When you get the stem out you need to remove the nut. The nut will come off backwards, or, off the end where the valve wheel goes. Many times there is a lot of crud at the end of the valve stem so take a wire brush and some carburetor cleaner and get it off. Once clean the valve nut should come right off. With the valve nut will come the valve stem packing. There is a small brass o-ring at the end of the packing. This ring may come out with the packing or it may stay on the valve stem. Either way, pull it off or out. The valve stem, brass ring and valve stem nut should look like Figure 10.

One thing I need to note here: The 242 and 243 series lanterns have valve wheels that do not come off. If you're working on a valve stem like that, the procedure above is a little different. If you look closely at Fig 10 you'll see a small snap-ring still on the valve stem. You'll have to pry it open, and then slide it over the conical end of the stem. Then the o-ring and valve stem nut need to come off the front end too. The snap ring does not need to be removed on valve stem with removable wheels.


Fig 11A


Fig 11B

Last thing to do is pull the few remaining parts of the fount off. Removing the pump is real easy-take off the pump retaining screws (if old enough) or the pump clip as shown in Fig 11A. Grab the pump and give it a good pull up to remove from the fount. Often times this plunger's cap is stuck to the fount this old cruddy gas and oil and dirt. So, holding the fount firmly, pull straight out on pretty hard to snap it free. If you do this once or twice and it won't give, which happens, carefully take a screwdriver and using a rag and the fount for leverage pry all around the cap until it comes free. Once you have the pump out you'll see the air stem in the cylinder. Take a pair of pliers and unscrew it from the check valve and pull it out. Note in Figure 11B that the air stem is also red-this, of course, indicates that the air stem has been in this lantern since 1962 and probably so has the check valve. Anyway, set the pump, pump clip/screws and the air stem aside. Take some "break free" spray, or carburetor cleaner, and shoot a couple of squirts down inside the pump plunger cylinder. Let this soak for about 1/2 hour or more before proceeding.

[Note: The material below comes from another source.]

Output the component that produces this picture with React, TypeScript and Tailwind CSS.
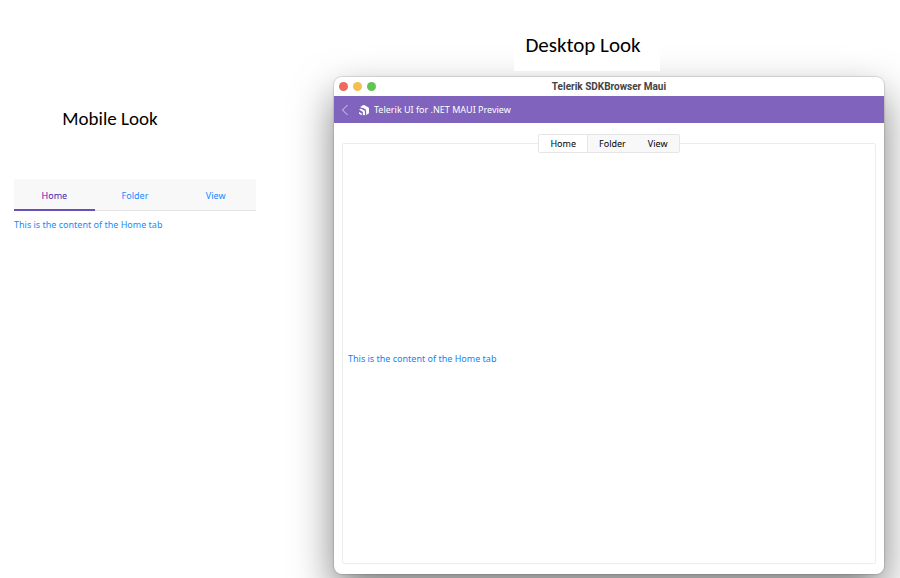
import { useState } from "react";

const TABS = ["Home", "Folder", "View"] as const;
type Tab = (typeof TABS)[number];

interface TabsProps {
  selected: Tab;
  onSelect: (tab: Tab) => void;
}

function MobileTabs({ selected, onSelect }: TabsProps) {
  return (
    <div role="tablist" aria-label="Mobile tabs" className="flex h-8 border-b border-[#e4e4e4] bg-[#f8f8f8]">
      {TABS.map((tab) => (
        <button
          key={tab}
          type="button"
          role="tab"
          aria-selected={tab === selected}
          onClick={() => onSelect(tab)}
          className={
            tab === selected
              ? "-mb-px flex-1 border-b-2 border-[#6750b8] pt-1 text-[#4a22b0]"
              : "-mb-px flex-1 border-b-2 border-transparent pt-1 text-[#1a88ff]"
          }
        >
          {tab}
        </button>
      ))}
    </div>
  );
}

function SegmentedTabs({ selected, onSelect }: TabsProps) {
  return (
    <div
      role="tablist"
      aria-label="Desktop tabs"
      className="z-10 flex h-[19px] overflow-hidden rounded-xs border border-[#e6e6e6] bg-[#f8f8f8] text-black"
    >
      {TABS.map((tab) => (
        <button
          key={tab}
          type="button"
          role="tab"
          aria-selected={tab === selected}
          onClick={() => onSelect(tab)}
          className={tab === selected ? "border-r border-[#e6e6e6] bg-white px-[11px]" : "px-[11px]"}
        >
          {tab}
        </button>
      ))}
    </div>
  );
}

function TelerikLogo() {
  return (
    <svg viewBox="0 0 12 12" className="size-3" fill="#ffffff" aria-hidden="true">
      <path d="M2.2 2.9 5 1.2Q5.8.8 6.6 1.2L10.2 3.3Q11 3.8 11 4.6V8.6Q11 9.3 10.4 9.7L8.1 11V6.5Q8.1 5.7 7.4 5.3L5.2 4Q4.6 3.7 4 3.9z" />
      <path d="M1 5.4 2.6 4.7Q3.1 4.6 3.6 4.9L6.3 6.5Q6.9 6.9 6.9 7.6V11.3L4.9 11.1V8.5Q4.9 7.8 4.3 7.4z" />
      <path d="M1 7.9 3.8 9.5V11.2L1.5 10.1Q1 9.8 1 9.2z" />
    </svg>
  );
}

function DesktopWindow({ selected, onSelect }: TabsProps) {
  return (
    <section className="flex flex-1 flex-col rounded-lg bg-white shadow-[0_0_1px_1px_rgba(0,0,0,0.12),0_18px_40px_rgba(0,0,0,0.5)]">
      <div className="grid h-[19px] grid-cols-[1fr_auto_1fr] items-center px-[5px]">
        <div className="flex gap-[5px]">
          <span className="size-[9px] rounded-full bg-[#ed6a5e]" />
          <span className="size-[9px] rounded-full bg-[#f4bf4f]" />
          <span className="size-[9px] rounded-full bg-[#61c554]" />
        </div>
        <h2 className="font-[Roboto,sans-serif] text-[10px] font-bold text-[#444444]">Telerik SDKBrowser Maui</h2>
      </div>
      <header className="flex h-[27px] items-center bg-[#8063bd] pl-[7px] text-white">
        <button type="button" aria-label="Back">
          <svg viewBox="0 0 8 12" className="h-3 w-2" fill="none" stroke="#d9cff0" aria-hidden="true">
            <path d="M6.5 1 1.5 6l5 5" />
          </svg>
        </button>
        <div className="flex items-center gap-1 pl-[9px]">
          <TelerikLogo />
          <span>Telerik UI for .NET MAUI Preview</span>
        </div>
      </header>
      <div className="flex flex-1 flex-col items-center px-2 pt-[11px] pb-2.5">
        <SegmentedTabs selected={selected} onSelect={onSelect} />
        <div
          role="tabpanel"
          className="-mt-2.5 flex w-full flex-1 items-center rounded-xs border border-[#ededed] px-[5px] pt-2.5 text-[#2080f5]"
        >
          This is the content of the {selected} tab
        </div>
      </div>
    </section>
  );
}

export default function App() {
  const [mobileTab, setMobileTab] = useState<Tab>("Home");
  const [desktopTab, setDesktopTab] = useState<Tab>("Home");

  return (
    <main className="flex h-screen overflow-hidden bg-white pr-4 pl-3.5 font-['Noto_Sans',sans-serif] text-[9px] leading-3">
      <div className="w-[242px] shrink-0">
        <h1 className="pt-[107px] pr-[50px] text-center font-[Carlito,Lato,sans-serif] text-[19px] leading-6 text-black">
          Mobile Look
        </h1>
        <div className="pt-12">
          <MobileTabs selected={mobileTab} onSelect={setMobileTab} />
          <p className="pt-2 text-[#1a88ff]">This is the content of the {mobileTab} tab</p>
        </div>
      </div>
      <div className="ml-[78px] flex flex-1 flex-col pb-1">
        <h1 className="z-10 ml-[180px] w-[146px] bg-white pt-[33px] pr-2 pb-3.5 text-center font-[Carlito,Lato,sans-serif] text-[21px] leading-6 text-black">
          Desktop Look
        </h1>
        <div className="flex flex-1 flex-col pt-1.5">
          <DesktopWindow selected={desktopTab} onSelect={setDesktopTab} />
        </div>
      </div>
    </main>
  );
}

Okay, now comes the hardest part, the check valve. Our red lantern is about to become nickel plated...don't worry about it, removal of the check valve is the same for our 200A and the shown 220D. You'll need to take your time and be very careful to get it out of your lantern. And I will tell you-sometimes it doesn't matter how careful you are, the check valve will strip out. A discussion about this little piece first.

The check valve is a small piece of brass that sits at the very bottom of the pump plunger cylinder. It screws into the fount and over the years gets locked down there. It is installed tightly in the first place but dirt, oil and some gas gets into the threads over time and it doesn't usually like to come out. And, because it is brass, the slot in the top will strip out real easily. I am working with a machinist to make a reasonably priced check valve removal tool but I'm having trouble with the easy-out sizes.

The following procedure will give you the best chance of success with a large flathead screwdriver. But I want you to know that it still may not work. Should you strip out the check valve you can take it to a machinist to have it removed with an easy-out our you can send the fount to me and I will remove it for you, at no charge, but you'll need to pay for round-trip shipping. But first let's try and get it out with a screwdriver.


Fig 12A


Fig 12B

If you look down inside of the pump plunger cylinder you'll see the check valve down there (Fig 12A). You'll see that the top of it is slotted. The "perfect" screwdriver for this job probably doesn't exist. This would have a blade width of 1/2" and a blade thickness of 5/16". Finding a screwdriver that thick would be real tough. So I recommend you find the thickest one you can. And, if possible, take a file or a grinding wheel to make it 1/2 wide. If the blade is too wide it will hit the sides of the fount and won't go into the check valve slot. Your intent here is to get a good bite in this slot and you may have to modify a screwdriver to achieve it.

Once you have a screwdriver that will work you'll need to have someone hold the fount for you (Fig 12B). You'll also need to attach either a wrench or vice grips to the screwdriver so you will have some torque. Do not apply any force to the screwdriver until it is perfectly centered in the cylinder! If it is off-center the blade tip will not be square to the bottom of the slot and it will strip it out.

With one hand hold the screwdriver handle...apply a real good bit of downward force while making darn sure the handle is centered in the cylinder. Then use the wrench or vice grip to unscrew the check valve. The result will come quickly...it will either "pop" and come loose or it will strip the slot out. All I can say is "good luck" here...


Fig 13A


Fig 13B

Next we're going to disassemble the fuel cap (or filler cap). First thing to do is to make sure it comes off. If you have a lantern than has been sitting for many years the cap may be frozen to the fount. To ensure that the old gasket hasn't connected itself to the fount just take the cap off. Then put it back on and tighten it as much as you can with your fingers. Tightening the cap will lock the insert and gasket down on the fount so you can get the screw out. With a flat-tip screwdriver try and unscrew the center screw (Fig 13A). If something seems to be "slipping" it means that the cap is too loose...tighten it some more. If you can't tighten further with your fingers you can gently apply a pair of pliers to get it real tight. When the screw decides to let go you will feel a small "snap." Remove the screw and then take the cap off again. This time, the insert will be left on the fount (Fig 13B). It should pull right off with your hand but may need a little help...lightly tap on it to remove if necessary. Set your 3-piece fuel cap aside.


Fig 14

So here it is, completely disassembled and ready for cleaning & repair.